The projection of geometric rays through a point onto a 2D plane, which is characteristic of photo cameras and of the eyes in a small object limit (eyes are spherical rather than planar), was discussed in my Photogrammetry article. The first steps will be duplicated here: in a 3D Euclidean volume, the lens point is at the origin (0,0,0), and the image plane is parallel to the XY plane passing through z=Di. Then, given a point (x,y,z) we find its 2D image (xi,yi,zi) as follows:

[ xi ]   Di   [ x ]
[ yi ] = -- * [ y ]
[ zi ]   z    [ z ]

zi=Di is enforced, so an image point can be defined by (xi,yi), which represents an object point somewhere along a straight line through the lens point. It is already clear from the formula: as z increases, the projection of a point moves closer to the origin, due to the Di/z term.

With a real lens, focusing may be used to distinguish between nearby and distant objects; since the physical situation here involves large distances (multiple kilometers to the edges of the atmosphere, and much more to the sun) relative to the eye, a real lens would be focused "at infinity", and the single-point lens model will give identical results. (Even with nearby objects, distance is gauged more by the inward turning of the eyes than by differences in focusing the pupil, because the larger distance between the eyes allows for improved angular identification.)

Parallel lines are defined in the 3D volume, then various points are sampled along these lines and projected to the image plane. Different point colors are used so we can distinguish projection distance in the image (a real projection does not carry distance information, which is part of the illusion). The Scilab code for this simulation may be downloaded here.

Results

The image plane is located at Di=-1 and the object points are arranged on a square grid at (x,y)={-1.5, -0.5, 0.5, 1.5} and z={10...100}. The object points are then projected onto the image plane through (0,0,0). The nearer (to the image plane) object points are colored red, while the more distant object points are colored violet, with rainbow colors in between. The code can also simulate angular shifts, but these shifts caused no appreciable difference in the phenomenon, so the scenario presented below is looking straight towards the virtual source.

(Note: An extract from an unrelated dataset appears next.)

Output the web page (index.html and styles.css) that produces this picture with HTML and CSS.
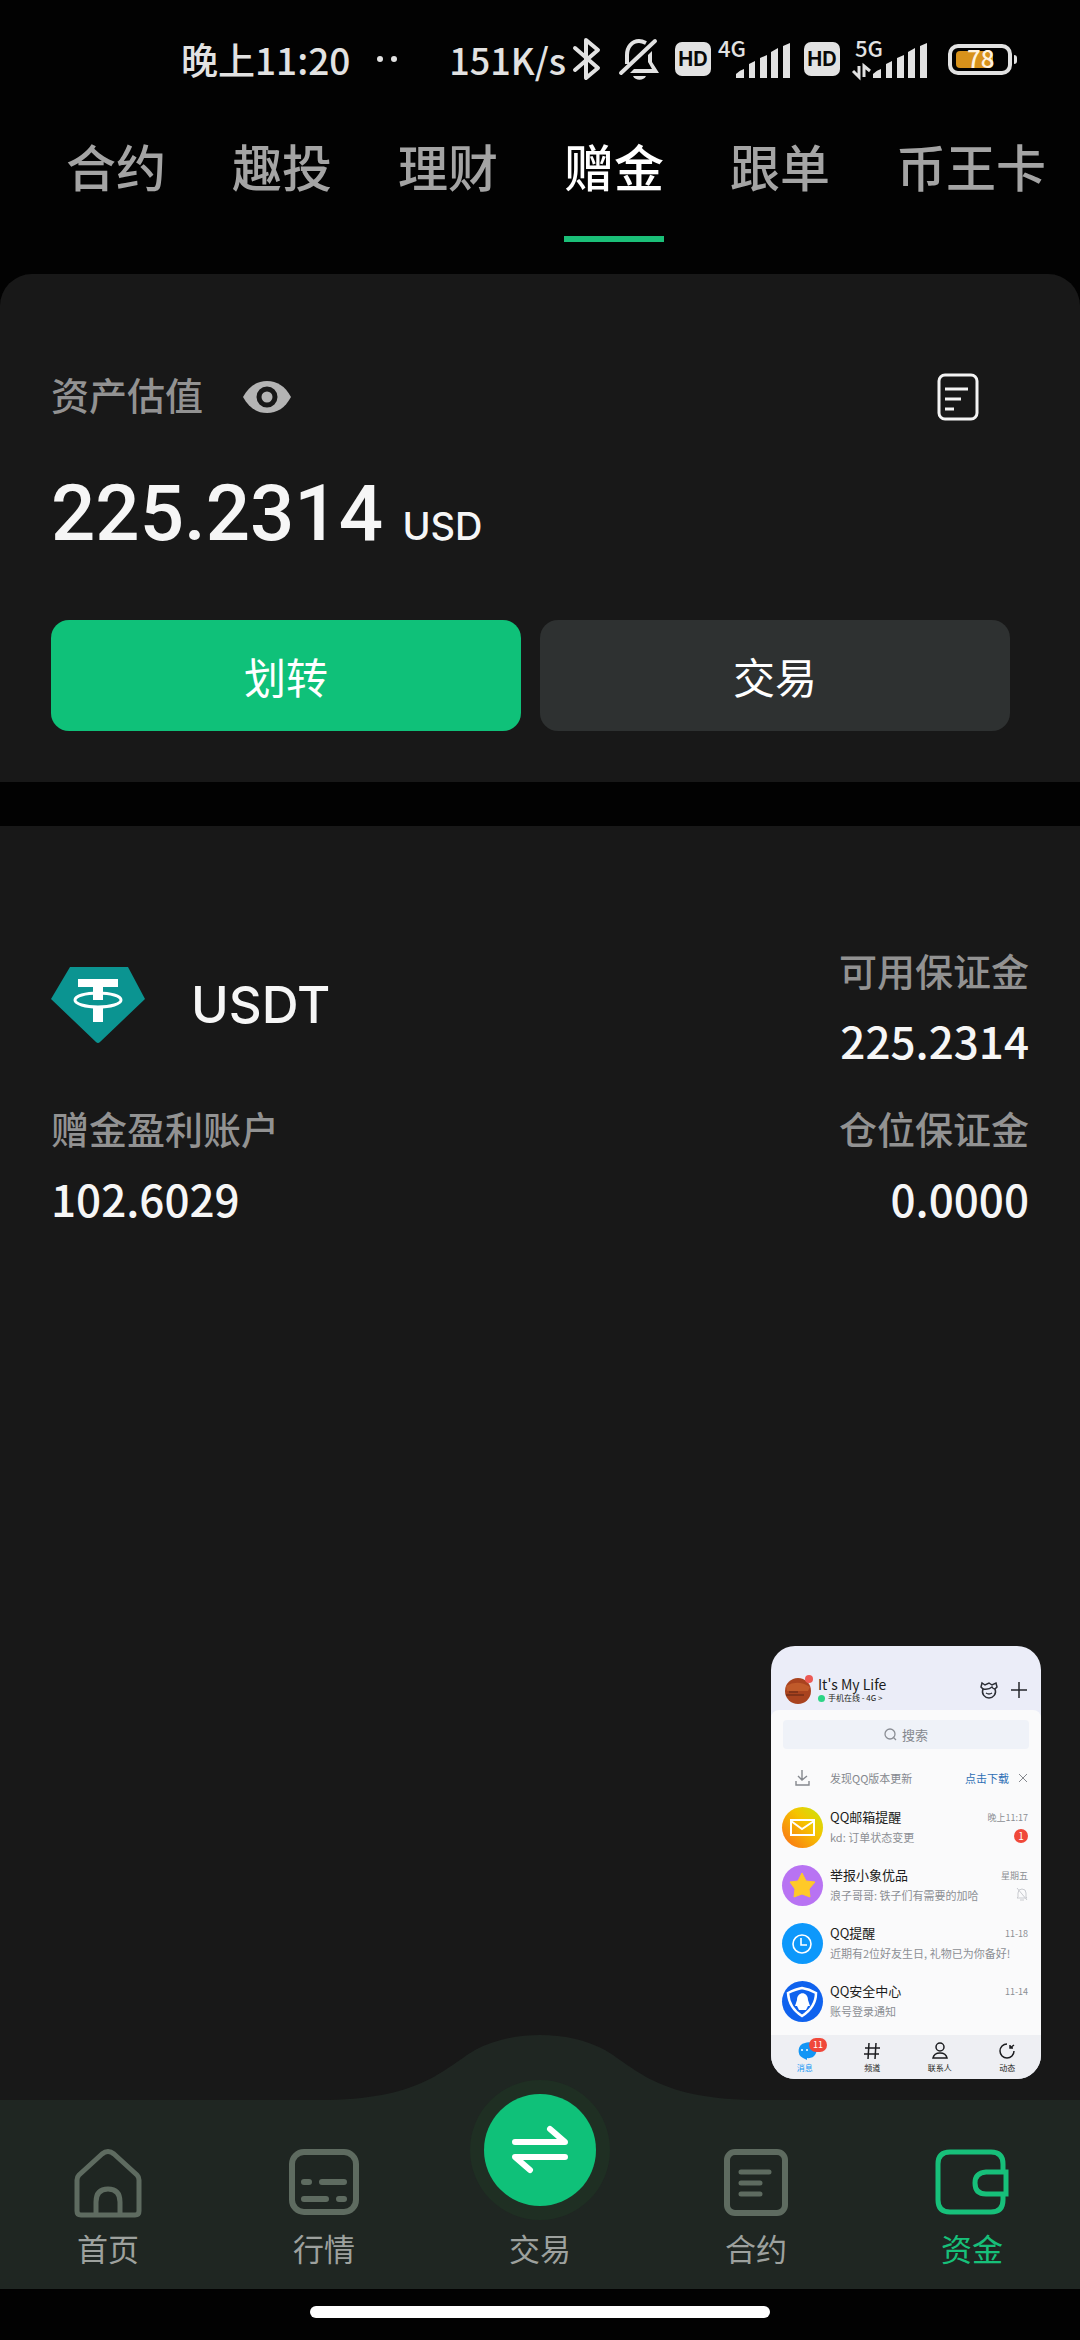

A depth-independent (orthographic) projection of the 3D points onto the figure in this plot shows that they are arranged in parallel lines. Different point colors correspond to different distances along the Z axis.


A depth-dependent (perspective) projection of the 3D points onto the image plane in this 2D plot from the point of view of the observer at (0,0,Di) shows that the more distant points in space appear to converge towards a single point in the image plane.

The effect is similar to the convergence of lines when looking down a hallway. The "hallway" in this case is formed by the physically parallel lines of the cloud edges extended through the atmosphere towards the ground, and visually they appear to converge at the "end" of the hallway which points towards the sun. Viewing the phenomenon with this understanding, one can get a better intuition for just how large and distant the clouds really are. Mentally extending a few of the boundary rays' lines until they intersect with the ground, the area encompassed on the ground is the same as the area encompassed by the clouds, since these lines are physically parallel. This is indeed a manifestation of one-point perspective: all parallel lines in the object volume are projected as lines through a single point in the image plane. For sun rays, this single point corresponds with the location of the sun in the image plane, hence the rays appear to converge on the sun, or to emanate from the sun. The closer the rays appear to the sun, the higher up in the atmosphere their light has been scattered from.

There is a similar phenomenon one can observe if standing near a deep and slightly murky body of water on a sunny day, where small particles in the water scatter light that has been focused or dispersed by surface waves, resulting in the appearance of rays extending downwards into the water. Further, these rays appear to converge on a point coinciding with the shadow of the observer in the water (or where the sun would appear if the observer were not blocking it). This seems to be easier to observe when standing on a bridge or other elevated surface with one's shadow extending onto the water below. There is a slight complication in that the refractive index of water causes net bending of the geometric rays when entering and exiting the water volume, however the explanation for the rays' apparent convergence remains the same. As in the atmosphere, the closer the rays appear to the shadow of the observer, the deeper in the water their light has been scattered from (visually closer to convergence point = physically more distant from observer). Despite the increased depth, the rays surrounding the observer's shadow often appear brighter, which could be attributed to retroreflection. (This retroreflection may even be seen on dusty sidewalks and paved roads on a sunny day, as a slight halo around the observer's shadow; it is easiest to make out the halo when moving while looking at the shadow, because the halo remains stationary with respect to the shadow while the road texture moves and appears blurred.)